|Sherlock Holmes||Nuclear Physicist|
It's day three at INPC, which means that there has been a day and a half of talks since I last posted, along with the poster session and an excursion. Before commenting on any of that, though, I should mention a funny thing that happened to me.
At the end of the poster session last night, I was milling around waiting to meet up with people to go off to dinner. Someone came up to me and told me that they had a confession to make - that she had posted a photo of me to Facebook (unbeknown to me), but a mutual friend tagged me in the comments. She felt she would have to come clean as a result, as I would be bound to see a notification about it.
The reason she took the photo was the same reason that, last Tuesday in the Science Museum, two Chinese tourists asked me to have a picture taken with them - because "I look like Sherlock Holmes". It's quite amusing, really. I can certainly see the resemblance in certain shots of me and of Benedict Cumberbatch that we look similar. The surreptitious shot posted to Facebook is shown above, with a picture of young Mr Cumberbatch for comparison. Perhaps I ought to make more of this. Maybe I should watch an episode of his Sherlock Holmes and copy his mannerisms. Perhaps I can even give my talk tomorrow in the style of a Holmesian investigation. Or maybe I just need to befriend a Martin Freeman lookalike and start hanging around with him. Anyway. Much hilarity ensued as a result of the exchange, and I am now Facebook friends with the photo-taker. In fact, it seems I had to be to see the picture; I received no notification and she had no need to worry.
Well, as for the conference itself. Yesterday and today featured a selection of talks of various natures which stirred various things in me. The one that always happens in conferences is that of a reinvigoration of interest in nuclear physics in general. I find it quite easy to get a bit jaded in my research, and to let other aspects of university life feed the feeling of jadedness, but a few conference talks that make me think "I can answer that question" or "this is what I need to do next" usually give me a kick to both talk to other researchers to collaborate on problems, and to go away and do some calculations that might prove useful to the community.
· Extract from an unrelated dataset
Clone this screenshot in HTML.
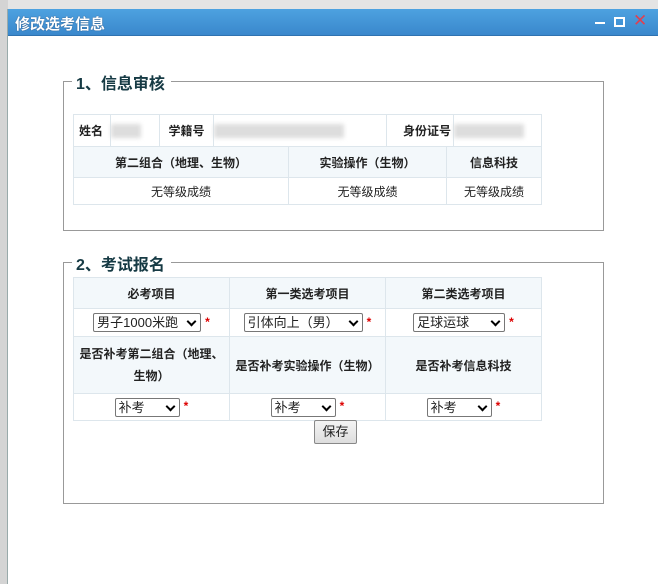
<!DOCTYPE html>
<html><head><meta charset="utf-8"><style>
*{margin:0;padding:0;box-sizing:border-box}
body{width:658px;height:584px;background:#fff;position:relative;overflow:hidden;font-family:"Liberation Sans","Noto Sans CJK SC",sans-serif;font-size:12px;color:#222}
.bgl{position:absolute;left:0;top:0;width:8px;height:584px;background:#d4d4d4}
.bgt{position:absolute;left:0;top:0;width:658px;height:9px;background:#e4e4e4}
.win{position:absolute;left:7px;top:9px;width:651px;height:575px;background:#fff;border-left:1px solid #9aa}
.tb{position:absolute;left:0;top:0;width:651px;height:27px;background:linear-gradient(#4da2e0,#3a88cc);border-bottom:1px solid #2f72b0}
.tb span{position:absolute;left:7px;top:4px;color:#fff;font-size:15px;font-weight:bold;text-shadow:0 0 1px #235}
.fs{position:absolute;left:55px;width:541px;border:1px solid #999}
.lg{position:absolute;left:8px;top:-12px;background:#fff;padding:0 6px 0 4px;font-size:16px;font-weight:bold;color:#163a44}
table{position:absolute;border-collapse:collapse}
td{border:1px solid #dde6ec;text-align:center;font-size:12px}
.h td{background:#f3f8fb;font-weight:bold}
.sel{display:inline-block;border:1px solid #777;border-radius:2px;height:19px;line-height:17px;font-size:13px;text-align:left;padding-left:3px;position:relative;vertical-align:middle;background:#fff}
.sel:after{content:"";position:absolute;right:5px;top:4px;width:5px;height:5px;border-right:2px solid #000;border-bottom:2px solid #000;transform:rotate(45deg)}
.r{color:#d00;font-weight:bold;margin-left:4px}
.blur{display:inline-block;height:14px;background:#ddd;filter:blur(2px);vertical-align:middle}
</style></head><body>
<div class="bgt"></div><div class="bgl"></div>
<div class="win">
<div class="tb"><span>修改选考信息</span>
<div style="position:absolute;left:587px;top:13px;width:10px;height:2px;background:#fff"></div>
<div style="position:absolute;left:606px;top:8px;width:11px;height:10px;border:2px solid #fff"></div>
<div style="position:absolute;left:625px;top:2px;color:#e04050;font-size:17px">✕</div>
</div>
<div class="fs" style="top:72px;height:150px"><div class="lg">1、信息审核</div></div>
<div class="fs" style="top:253px;height:242px"><div class="lg">2、考试报名</div></div>
<table style="left:65px;top:105px;width:469px">
<tr style="height:32px"><td style="width:37px;font-weight:bold;text-align:left;padding-left:5px">姓名</td><td style="width:49px;text-align:left"><span class="blur" style="width:30px"></span></td><td style="width:54px;font-weight:bold">学籍号</td><td style="width:173px;text-align:left"><span class="blur" style="width:130px"></span></td><td style="width:67px;font-weight:bold;text-align:right;padding-right:2px">身份证号</td><td style="text-align:left"><span class="blur" style="width:70px"></span></td></tr>
</table>
<table style="left:65px;top:137px;width:469px">
<tr class="h" style="height:31px"><td style="width:215px">第二组合（地理、生物）</td><td style="width:158px">实验操作（生物）</td><td>信息科技</td></tr>
<tr style="height:27px"><td>无等级成绩</td><td>无等级成绩</td><td>无等级成绩</td></tr>
</table>
<table style="left:65px;top:268px;width:469px">
<tr class="h" style="height:31px"><td style="width:156px">必考项目</td><td style="width:156px">第一类选考项目</td><td>第二类选考项目</td></tr>
<tr style="height:28px"><td><span class="sel" style="width:108px">男子1000米跑</span><span class="r">*</span></td><td><span class="sel" style="width:119px">引体向上（男）</span><span class="r">*</span></td><td><span class="sel" style="width:92px">足球运球</span><span class="r">*</span></td></tr>
<tr class="h" style="height:57px"><td style="line-height:22px">是否补考第二组合（地理、<br>生物）</td><td>是否补考实验操作（生物）</td><td>是否补考信息科技</td></tr>
<tr style="height:27px"><td><span class="sel" style="width:65px">补考</span><span class="r">*</span></td><td><span class="sel" style="width:65px">补考</span><span class="r">*</span></td><td><span class="sel" style="width:65px">补考</span><span class="r">*</span></td></tr>
</table>
<div style="position:absolute;left:306px;top:411px;width:43px;height:24px;border:1px solid #888;border-radius:2px;background:linear-gradient(#f4f4f4,#ddd);text-align:center;line-height:22px;font-size:13px">保存</div>
</div>
</body></html>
You may correctly point out that I'm in fact writing a blog post instead.
Aside from the spur in research ideas, it's also nice to meet up with old friends. I saw that one such for me, Sait Umar from Vanderbilt University, was supposed to be attending and was disappointed that I didn't see him on the first day. Fortunately he did come, and I bumped into him and his wife in the poster session. That meant I ended up not looking at as many posters as I might have, but I still managed to look round quite a few. Being accepted for a poster at a conference, rather than a talk, is generally considered a bad outcome, but really, a 12 minute talk in a 9-way parallel session (as in my case) is not necessarily better than a poster in a 2h long poster session in which an approximately infinite supply of free prosecco is provided. I wandered around the posters chatting to quite a few people, and generally enjoyed learning about the broad range of things that are going on in nuclear physics. I particularly enjoyed talking to a postdoc in Brussels working on the nuclear input to neutron star properties. After we talked, realising that we have a lot research-wise in common, we discussed being in touch. I said that I'd be able to remember her by thinking of Les Miserables - her surname is Fantina. She laughed uneasily. I am reading the book at the moment, on the suggestion of Matt Kelly, and am enjoying it very much. I rather think - being 100 pages in - that I have not learnt yet what happens to Fantine.
That takes me to the end of yesterday. A post for today may follow, but I should see if I can find anyone to have dinner with, being that I'm back at my hotel with no plans to meet up with conference attendees. I suspect general wandering around will fix this. Ciao!